Former Minneapolis Mayor R.T. Rybak, who advocated the Surly Bill and helped steer the brewery to its new site, recalled, "I was told it was political suicide to help them out and try to change liquor laws."

As he got to know Ansari and Haug, he came to understand the persona behind Surly's products: "Those guys manifest the brand. They're incredibly skilled at what they do, but they also approach their beers and their lives with a fun sense of irony."

Surly's longtime logo artist and new in-house creative director, Michael Berglund, thinks the brewery's metallic look and industrial setting build upon Ansari and Haug's original vision.

"They're guys that believe in the purity of the creative process and in creative people, especially Todd, coming from the musicians' standpoint," Berglund said. "I think that shows in their beer, and now it shows [in the new brewery]. They could've cut a lot of corners or built a much plainer-looking place in a much more boring part of town."

As he hinted in his toast to employees, Ansari knows all too well that corners were not cut.

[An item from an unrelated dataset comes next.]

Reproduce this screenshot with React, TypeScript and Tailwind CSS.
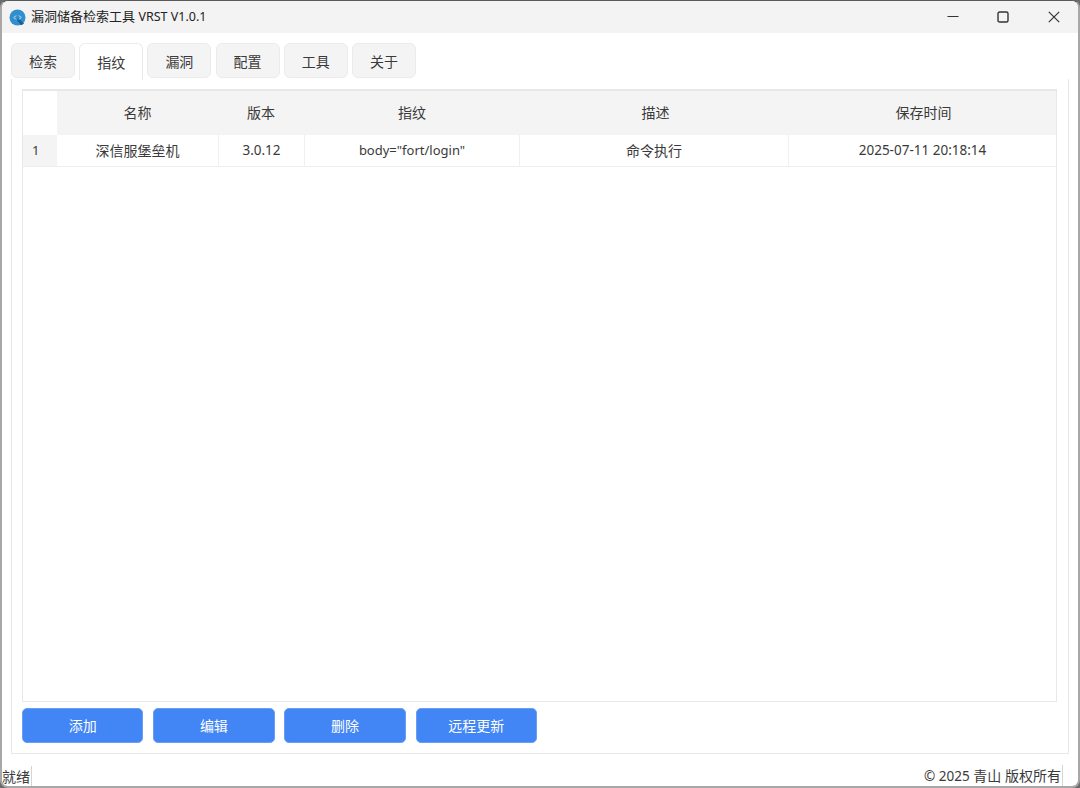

The final price tag of more than $30 million soared from initial estimates of $20 million. Unforeseen costs ranged from extra building pylons, necessitated by soil conditions, to an environmental cleanup of the site, which for decades housed a potato-product plant. (Surly received about $2 million in federal and county grants for the cleanup, which still wasn't enough, Ansari said.)

And then there were many adaptations in the brewing equipment.

"As nice as everything is out front, we also got a kick-ass brewery that's specifically designed to make our beers," Haug noted, promising more output of the company's cult-loved but hard-to-brew brands Darkness and Abrasive (named in honor of the old Ansari family business).

Omar said the very existence of the new complex is a tribute to his parents' legacy as immigrants.

"My parents are proud of their Pakistani and German heritage," he said, "but they've always been more about the community they're in now. I did this brewery here because I believe in this community. I really think we're changing it for the better."